There's been CBA talk out the wazoo lately, and with good reason. The new agreement between Major League Baseball and the players will lead to over 2 decades of continuous labor peace for baseball, which is great news if you're a Yankee fan or a baseball fan in general. And generally I agree with all that's already been said in analyzing the new agreement. I agree that today's players and owners made a sweet deal for themselves while overlooking future players; I agree that the new rules on draft slotting and limits put on international free agent spending are a blow to the Yankees; I agree that the new luxury tax rules that will come work to the Yankees' advantage. All of my colleagues at TYA have already done a fantastic job at breaking down the good and bad in this new deal, and I agree with their points so there's no sense in re-hashing any of that here.
My biggest problem with the new CBA, and the whole labor negotiation process in sports as it's been a big part of the recent NFL and NBA news, is the constant talk about "competitive balance" and the strive for parity amongst the teams that has become the new goal in baseball. In my opinion, that goes against everything that sports is supposed to be about and what life is supposed to be about. In professional baseball, the goal is to win. You get more hits, you score more runs, you make more good pitches and good plays in the field, you win the game. You win more games, you make the playoffs. You win in the playoffs and get a championship. It's similar in life. You use your talents and skill sets to the best of your ability to make a more successful life for yourself, whether it's a better job, more money, a nice house, a family, whatever.
Some people are bigger than others, faster than others, smarter than others, prettier than others, work harder than others, and some people come from backgrounds and family situations that give them greater opportunity to be successful in life. And in the world there are a bunch of winners and a bunch of losers. It's harsh, but it's reality. Baseball is no different. Some teams have better players, better coaches, better scouts, better facilities, and more money and resources to help maximize the opportunity for success for their players as individuals and their organization as a whole. And this constant drive for parity, evening things out so the loser teams can catch up to the winner teams, is flat out unfair to those winner teams.
It's not the Yankees' fault that they have better players on their roster and more money than everybody else to spend on better players, be they high school or college draft picks, international free agents, or high-profile MLB free agents.
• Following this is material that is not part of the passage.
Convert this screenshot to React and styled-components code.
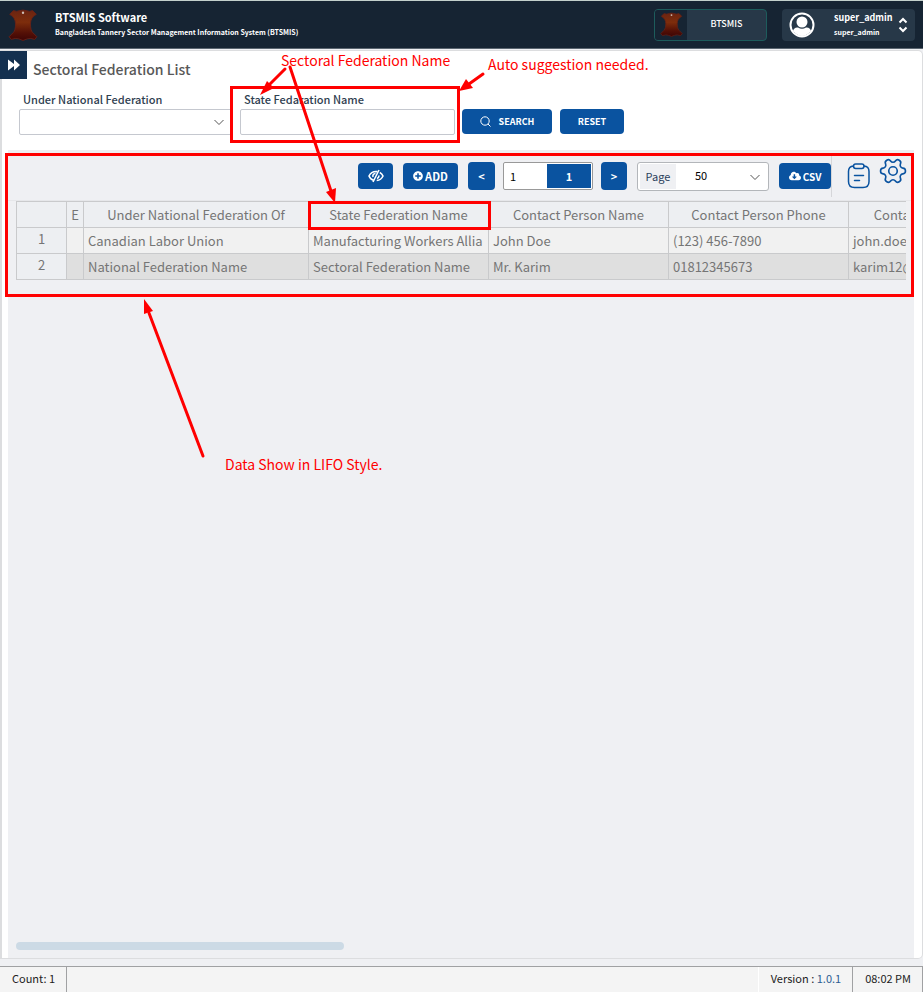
import React from "react";
import styled, { createGlobalStyle } from "styled-components";
import { FaPlusCircle, FaCloudDownloadAlt } from "react-icons/fa";

const BLUE = "#0a53a0";
const RED = "#ff0000";
const SANS = '"Noto Sans CJK SC", "Noto Sans", sans-serif';

const GlobalStyle = createGlobalStyle`
  * { box-sizing: border-box; }
  html, body, #root { height: 100%; }
  body { margin: 0; background: #eff0f3; font-family: ${SANS}; font-size: 12px; line-height: 16px; }
  button, input, select { font-family: inherit; margin: 0; }
`;

const Page = styled.div`
  position: relative;
  display: flex;
  flex-direction: column;
  min-height: 100vh;
  overflow: hidden;
`;

const Header = styled.header`
  display: flex;
  align-items: center;
  height: 49px;
  padding: 0 8px;
  background: #162433;
  border-top: 1px solid #c3d0cc;
  border-bottom: 1px solid #5b6671;
  color: #fff;
`;

const Brand = styled.div`
  display: flex;
  align-items: center;
  gap: 17px;
  flex: 1;
`;

const BrandText = styled.div`
  display: flex;
  flex-direction: column;
  padding-bottom: 2px;
`;

const BrandName = styled.strong`
  font-size: 11px;
  line-height: 16px;
  font-weight: 700;
`;

const BrandNote = styled.span`
  font-size: 7px;
  line-height: 14px;
  font-weight: 700;
`;

const ModuleButton = styled.button`
  display: flex;
  align-items: center;
  width: 113px;
  height: 32px;
  padding: 0;
  border: 1px solid #1d5c5c;
  border-radius: 4px;
  background: #273848;
  color: #fff;
  overflow: hidden;
  font-size: 9px;
  font-weight: 500;
`;

const ModuleIcon = styled.span`
  display: flex;
  align-items: center;
  justify-content: center;
  width: 32px;
  height: 100%;
  background: #162433;
`;

const ModuleName = styled.span`
  flex: 1;
  padding-bottom: 2px;
`;

const UserButton = styled.button`
  display: flex;
  align-items: center;
  width: 133px;
  height: 32px;
  margin-left: 15px;
  padding: 0 7px;
  border: 0;
  border-radius: 4px;
  background: #273848;
  color: #fff;
  text-align: left;
`;

const UserNames = styled.span`
  display: flex;
  flex-direction: column;
  flex: 1;
  margin-left: 19px;
  font-weight: 700;
`;

const UserName = styled.span`
  font-size: 9px;
  line-height: 14px;
`;

const UserRole = styled.span`
  font-size: 7px;
  line-height: 14px;
`;

const Panel = styled.main`
  display: flex;
  flex-direction: column;
  flex: 1;
  margin-top: 1px;
  padding: 0 8px 0 6px;
  border: 1px solid #dcdddf;
  border-left-width: 2px;
  border-radius: 0 5px 5px 0;
  background: #fff;
`;

const TitleRow = styled.div`
  display: flex;
  height: 37px;
  margin-left: -8px;
`;

const MenuToggle = styled.button`
  display: flex;
  align-items: center;
  justify-content: center;
  width: 27px;
  height: 28px;
  padding: 0;
  border: 0;
  background: #14304f;
  color: #fff;
`;

const Title = styled.h1`
  margin: 8px 0 0 6px;
  color: #585858;
  font-size: 14px;
  line-height: 20px;
  font-weight: 500;
`;

const Filters = styled.form`
  display: flex;
  align-items: flex-start;
  height: 62px;
  padding: 3px 0 0 11px;
`;

const Field = styled.div`
  position: relative;
  display: flex;
  flex-direction: column;
  width: ${(p) => p.$width};
  margin-right: ${(p) => p.$gap};
`;

const Label = styled.label`
  padding-left: 4px;
  color: #2f4050;
  font-size: 11px;
  line-height: 16px;
  font-weight: 500;
`;

const controlBox = `
  width: 100%;
  height: 26px;
  margin-top: 2px;
  border: 1px solid #c5c8cf;
  border-radius: 2px;
  background: #fff;
`;

const FilterSelect = styled.select`
  ${controlBox}
  appearance: none;
`;

const FilterInput = styled.input`
  ${controlBox}
`;

const SelectChevron = styled.span`
  position: absolute;
  right: 7px;
  bottom: 8px;
  display: flex;
  pointer-events: none;
`;

const FilterButton = styled.button`
  display: flex;
  align-items: center;
  justify-content: center;
  gap: 8px;
  width: ${(p) => p.$width};
  height: 25px;
  margin: 18px 8px 0 0;
  padding: 0;
  border: 0;
  border-radius: 4px;
  background: ${BLUE};
  color: #fff;
  font-size: 9px;
  font-weight: 700;
`;

const Workspace = styled.section`
  display: flex;
  flex-direction: column;
  flex: 1;
  background: #eff0f3;
`;

const Toolbar = styled.div`
  display: flex;
  align-items: center;
  justify-content: flex-end;
  height: 51px;
  padding: 2px 6px 0 0;
  border-bottom: 1px solid #e6e7ea;
`;

const ToolButton = styled.button`
  display: flex;
  align-items: center;
  justify-content: center;
  gap: 2px;
  width: ${(p) => p.$width};
  height: ${(p) => p.$height || "26px"};
  margin-right: ${(p) => p.$gap};
  padding: 0;
  border: 0;
  border-radius: 4px;
  background: ${BLUE};
  color: #fff;
  font-size: ${(p) => p.$size || "11px"};
  font-weight: 700;
`;

const Pager = styled.div`
  display: flex;
  width: 90px;
  height: 28px;
  margin-right: 8px;
  padding: 1px;
  border: 1px solid #999;
  border-radius: 2px;
  background: #fff;
`;

const PageInput = styled.input`
  width: 42px;
  padding: 0 5px;
  border: 0;
  background: #fff;
  font-size: 11px;
`;

const PageTotal = styled.span`
  flex: 1;
  background: ${BLUE};
  color: #fff;
  font-size: 11px;
  line-height: 24px;
  font-weight: 700;
  text-align: center;
`;

const PageSize = styled.div`
  position: relative;
  display: flex;
  width: 132px;
  height: 29px;
  margin-right: 10px;
  padding: 1px 2px;
  border: 1px solid #b3b6ba;
  border-radius: 3px;
  background: #fff;
`;

const PageSizeLabel = styled.label`
  width: 36px;
  background: #eff0f3;
  color: #2b3f5c;
  font-size: 11px;
  line-height: 24px;
  text-align: center;
`;

const PageSizeSelect = styled.select`
  flex: 1;
  padding: 0 0 2px 19px;
  border: 0;
  background: transparent;
  appearance: none;
  color: #000;
  font-size: 11px;
`;

const IconGroup = styled.div`
  display: flex;
  gap: 7px;
  height: 41px;
  padding-left: 15px;
  border-left: 1px solid #d5d6d9;
`;

const IconButton = styled.button`
  display: flex;
  align-self: ${(p) => p.$align};
  padding: 0;
  border: 0;
  background: none;
`;

const TableArea = styled.div`
  flex: 1;
  margin: 0 8px;
  overflow: hidden;
`;

const Table = styled.table`
  width: 1013px;
  border-collapse: collapse;
  table-layout: fixed;
  color: #757575;
  font-size: 13px;
`;

const Col = styled.col`
  width: ${(p) => p.$width};
`;

const HeadCell = styled.th`
  height: 26px;
  padding: 0;
  border: 1px solid #c9cacc;
  background: #edeff2;
  font-weight: 400;
  line-height: 20px;
  white-space: nowrap;
`;

const RowNumber = styled(HeadCell)`
  padding: 0 0 3px;
`;

const Cell = styled.td`
  height: 26px;
  padding: 0 0 0 4px;
  border: 1px solid #c9cacc;
  background: ${(p) => (p.$shaded ? "#dfdfdf" : "#f1f1f1")};
  line-height: 20px;
  white-space: nowrap;
  overflow: hidden;
`;

const ScrollThumb = styled.div`
  width: 37%;
  max-width: 328px;
  height: 8px;
  margin: 0 8px 8px;
  border-radius: 4px;
  background: #ccdae5;
`;

const Footer = styled.footer`
  display: flex;
  height: 26px;
  margin-top: 7px;
  border-top: 1px solid #a0a1a3;
  background: #f4f4f4;
  color: #222;
  font-size: 11px;
  line-height: 23px;
`;

const FooterItem = styled.div`
  padding: 0 11px 0 12px;
  border-right: 1px solid #a0a1a3;
`;

const FooterSpace = styled.div`
  flex: 1;
  border-right: 1px solid #fff;
`;

const VersionLink = styled.a`
  color: #2c5c92;
  text-decoration: none;
`;

const Mark = styled.div`
  position: absolute;
  left: ${(p) => p.$left};
  top: ${(p) => p.$top};
  right: ${(p) => p.$right || "auto"};
  width: ${(p) => p.$width || "auto"};
  height: ${(p) => p.$height};
  border: 3px solid ${RED};
  pointer-events: none;
`;

const Note = styled.div`
  position: absolute;
  left: ${(p) => p.$left};
  top: ${(p) => p.$top};
  color: ${RED};
  font-size: 14px;
  line-height: 18px;
  white-space: nowrap;
  pointer-events: none;
`;

const Arrows = styled.svg`
  position: absolute;
  left: 0;
  top: 0;
  pointer-events: none;
`;

function Hide({ width, height }) {
  return (
    <svg width={width} height={height} viewBox="0 0 28 30" aria-hidden="true">
      <defs>
        <linearGradient id="hide" x1="0" y1="0" x2="0" y2="1">
          <stop offset="0" stopColor="#6b2411" />
          <stop offset="0.4" stopColor="#7d2d0c" />
          <stop offset="0.75" stopColor="#541006" />
          <stop offset="1" stopColor="#3d0505" />
        </linearGradient>
      </defs>
      <path
        d="M5 1.500 Q8 3 11 1.500 L14 1 L17 1.500 Q20 3 23 1.500 L26.500 5 Q21 8 21 14 Q21 20 23 22 L27 26 L25 28.500 Q21 27 18 28 L14 29.500 L10 28 Q7 27 3 28.500 L1 26 L5 22 Q7 20 7 14 Q7 8 1.500 5 Z"
        fill="url(#hide)" stroke="#6a2116" strokeWidth="0.800" strokeLinejoin="round"
      />
      <circle cx="14" cy="3.500" r="1.100" fill="#cdbdb6" />
    </svg>
  );
}

function DoubleArrow() {
  return (
    <svg width="14" height="12" viewBox="0 0 14 12" fill="currentColor" aria-hidden="true">
      <path d="M1 0.500 7 5V0.500L13 6 7 11.500V7L1 11.500Z" />
    </svg>
  );
}

function Chevron() {
  return (
    <svg width="12" height="10" viewBox="0 0 12 10" fill="none" stroke="#555" aria-hidden="true">
      <path d="M1.500 3 6 7.500 10.500 3" />
    </svg>
  );
}

function Avatar() {
  return (
    <svg width="26" height="26" viewBox="0 0 26 26" aria-hidden="true">
      <circle cx="13" cy="13" r="11.500" fill="#273848" stroke="#fff" strokeWidth="2" />
      <circle cx="13" cy="10" r="5.500" fill="#fff" />
      <path d="M4 19 Q5 15 9 15.500 Q13 18 17 15.500 Q21 15 22 19 Q13 29 4 19Z" fill="#fff" />
    </svg>
  );
}

function UpDown() {
  return (
    <svg width="10" height="16" viewBox="0 0 10 16" fill="none" stroke="#fff" strokeWidth="2" aria-hidden="true">
      <path d="M1.500 5.500 5 2 8.500 5.500M1.500 10.500 5 14 8.500 10.500" />
    </svg>
  );
}

function Magnifier() {
  return (
    <svg width="11" height="11" viewBox="0 0 11 11" fill="none" stroke="#fff" aria-hidden="true">
      <circle cx="5" cy="5" r="4.200" />
      <path d="M8 8 10.500 10.500" />
    </svg>
  );
}

function EyeOff() {
  return (
    <svg width="16" height="14" viewBox="0 0 16 14" fill="none" stroke="#fff" strokeWidth="1.600" aria-hidden="true">
      <path d="M6 11.500C3.500 10.800 1.800 9 1 7 2.500 4 5 2.500 8 2.500L9.500 2.600M11.800 3.500C13.300 4.300 14.400 5.600 15 7 13.800 9.700 11.500 11.300 8.700 11.500" />
      <path d="M11 1 5 13" />
      <path d="M7.500 4.500C5.500 4.700 4.500 6 5 8M11 6.500C11 8 10.300 9 9 9.500" />
    </svg>
  );
}

function ClipboardIcon() {
  return (
    <svg width="24" height="26" viewBox="0 0 24 26" fill="none" stroke={BLUE} strokeWidth="1.500" strokeLinecap="round" aria-hidden="true">
      <path d="M6.500 3C3 3.300 1.500 5 1.500 8.500V18.500C1.500 22.500 3.200 24.500 7.500 24.500H16C20.300 24.500 22 22.500 22 18.500V8.500C22 5 20.500 3.300 17 3" />
      <rect x="6.500" y="1" width="10.500" height="4.500" rx="2.200" />
      <path d="M7.500 12.500H16.500M7.500 17.500H12.500" />
    </svg>
  );
}

function GearIcon() {
  return (
    <svg width="30" height="30" viewBox="0 0 24 24" fill="none" stroke={BLUE} strokeWidth="1.300" strokeLinejoin="round" aria-hidden="true">
      <g transform="rotate(30 12 12)">
        <path d="M9.671 4.136a2.340 2.340 0 0 1 4.659 0 2.340 2.340 0 0 0 3.319 1.915 2.340 2.340 0 0 1 2.330 4.033 2.340 2.340 0 0 0 0 3.831 2.340 2.340 0 0 1-2.330 4.033 2.340 2.340 0 0 0-3.319 1.915 2.340 2.340 0 0 1-4.659 0 2.340 2.340 0 0 0-3.320-1.915 2.340 2.340 0 0 1-2.330-4.033 2.340 2.340 0 0 0 0-3.831A2.340 2.340 0 0 1 6.350 6.051a2.340 2.340 0 0 0 3.319-1.915" />
      </g>
      <circle cx="12" cy="12" r="3.400" />
    </svg>
  );
}

const columns = [
  { name: "", width: "50px" },
  { name: "E", width: "17px" },
  { name: "Under National Federation Of", width: "225px" },
  { name: "State Federation Name", width: "180px" },
  { name: "Contact Person Name", width: "180px" },
  { name: "Contact Person Phone", width: "180px" },
  { name: "Contact Person Email", width: "180px" },
];

const rows = [
  ["", "Canadian Labor Union", "Manufacturing Workers Allia", "John Doe", "(123) 456-7890", "john.doe@example.com"],
  ["", "National Federation Name", "Sectoral Federation Name", "Mr. Karim", "01812345673", "karim12@gmail.com"],
];

export default function App() {
  return (
    <Page>
      <GlobalStyle />
      <Header>
        <Brand>
          <Hide width={30} height={32} />
          <BrandText>
            <BrandName>BTSMIS Software</BrandName>
            <BrandNote>Bangladesh Tannery Sector Management Information System (BTSMIS)</BrandNote>
          </BrandText>
        </Brand>
        <ModuleButton type="button">
          <ModuleIcon><Hide width={23} height={25} /></ModuleIcon>
          <ModuleName>BTSMIS</ModuleName>
        </ModuleButton>
        <UserButton type="button">
          <Avatar />
          <UserNames>
            <UserName>super_admin</UserName>
            <UserRole>super_admin</UserRole>
          </UserNames>
          <UpDown />
        </UserButton>
      </Header>

      <Panel>
        <TitleRow>
          <MenuToggle type="button" aria-label="Open menu"><DoubleArrow /></MenuToggle>
          <Title>Sectoral Federation List</Title>
        </TitleRow>
        <Filters onSubmit={(e) => e.preventDefault()}>
          <Field $width="213px" $gap="8px">
            <Label htmlFor="national">Under National Federation</Label>
            <FilterSelect id="national" />
            <SelectChevron><Chevron /></SelectChevron>
          </Field>
          <Field $width="215px" $gap="7px">
            <Label htmlFor="state">State Fedaration Name</Label>
            <FilterInput id="state" type="text" />
          </Field>
          <FilterButton type="submit" $width="90px"><Magnifier />SEARCH</FilterButton>
          <FilterButton type="reset" $width="64px">RESET</FilterButton>
        </Filters>

        <Workspace>
          <Toolbar>
            <ToolButton type="button" $width="35px" $gap="10px" aria-label="Toggle columns"><EyeOff /></ToolButton>
            <ToolButton type="button" $width="55px" $gap="10px"><FaPlusCircle size={10} />ADD</ToolButton>
            <ToolButton type="button" $width="27px" $height="28px" $gap="8px">&lt;</ToolButton>
            <Pager>
              <PageInput type="text" defaultValue="1" aria-label="Page number" />
              <PageTotal>1</PageTotal>
            </Pager>
            <ToolButton type="button" $width="26px" $height="28px" $gap="10px">&gt;</ToolButton>
            <PageSize>
              <PageSizeLabel htmlFor="page-size">Page</PageSizeLabel>
              <PageSizeSelect id="page-size" defaultValue="50">
                <option>50</option>
                <option>100</option>
              </PageSizeSelect>
              <SelectChevron><Chevron /></SelectChevron>
            </PageSize>
            <ToolButton type="button" $width="52px" $gap="0px" $size="10px"><FaCloudDownloadAlt size={12} />CSV</ToolButton>
            <IconGroup>
              <IconButton type="button" $align="center" aria-label="Report"><ClipboardIcon /></IconButton>
              <IconButton type="button" $align="flex-start" aria-label="Settings"><GearIcon /></IconButton>
            </IconGroup>
          </Toolbar>
          <TableArea>
            <Table>
              <colgroup>
                {columns.map((c) => <Col key={c.name} $width={c.width} />)}
              </colgroup>
              <thead>
                <tr>{columns.map((c) => <HeadCell key={c.name} scope="col">{c.name}</HeadCell>)}</tr>
              </thead>
              <tbody>
                {rows.map((row, i) => (
                  <tr key={row[1]}>
                    <RowNumber scope="row">{i + 1}</RowNumber>
                    {row.map((text, j) => <Cell key={j} $shaded={i % 2 === 1}>{text}</Cell>)}
                  </tr>
                ))}
              </tbody>
            </Table>
          </TableArea>
          <ScrollThumb />
        </Workspace>
      </Panel>

      <Footer>
        <FooterItem>Count: 1</FooterItem>
        <FooterSpace />
        <FooterItem>Version : <VersionLink href="#version">1.0.1</VersionLink></FooterItem>
        <FooterItem>08:02 PM</FooterItem>
      </Footer>

      <Mark $left="230px" $top="86px" $width="230px" $height="57px" />
      <Mark $left="5px" $top="153px" $right="9px" $height="144px" />
      <Mark $left="308px" $top="201px" $width="183px" $height="29px" />
      <Arrows width="500" height="470" viewBox="0 0 500 470" fill={RED} stroke={RED} aria-hidden="true">
        <g strokeWidth="3" strokeLinecap="round">
          <path d="M285 69 268 86" />
          <path d="M290 67 331 191" />
          <path d="M483 74 469 84" />
          <path d="M203 456 149 313" />
        </g>
        <g stroke="none">
          <path d="M260 95 267 81 274 88Z" />
          <path d="M335 203 326 192 336 188Z" />
          <path d="M459 91 466 79 473 88Z" />
          <path d="M144 299 144 314 153 311Z" />
        </g>
      </Arrows>
      <Note $left="281px" $top="51px">Sectoral Federation Name</Note>
      <Note $left="488px" $top="55px">Auto suggestion needed.</Note>
      <Note $left="225px" $top="455px">Data Show in LIFO Style.</Note>
    </Page>
  );
}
It's not their fault that the Pirates don't have that much money to spend, or that the Orioles can't develop any of their high draft picks to become "great" players, or that nobody wanted to go watch the Marlins in their crappy old stadium. And the Yankees shouldn't be treated like it is. They already contribute their chunk to revenue sharing every season and to the luxury tax. It's the price they have to pay as a winner and they accept it. But to continue to have their advantages taken away from them and to continue to have to pay more prices in ways that limit their strengths in an attempt to try to turn everybody into a winner is wrong. Whether the new rules help achieve that goal or not is irrelevant. It's the fact that the losers are being given opportunities to be a winner that they didn't earn at the expense of teams, like the Yankees, who have already earned their winner statuses.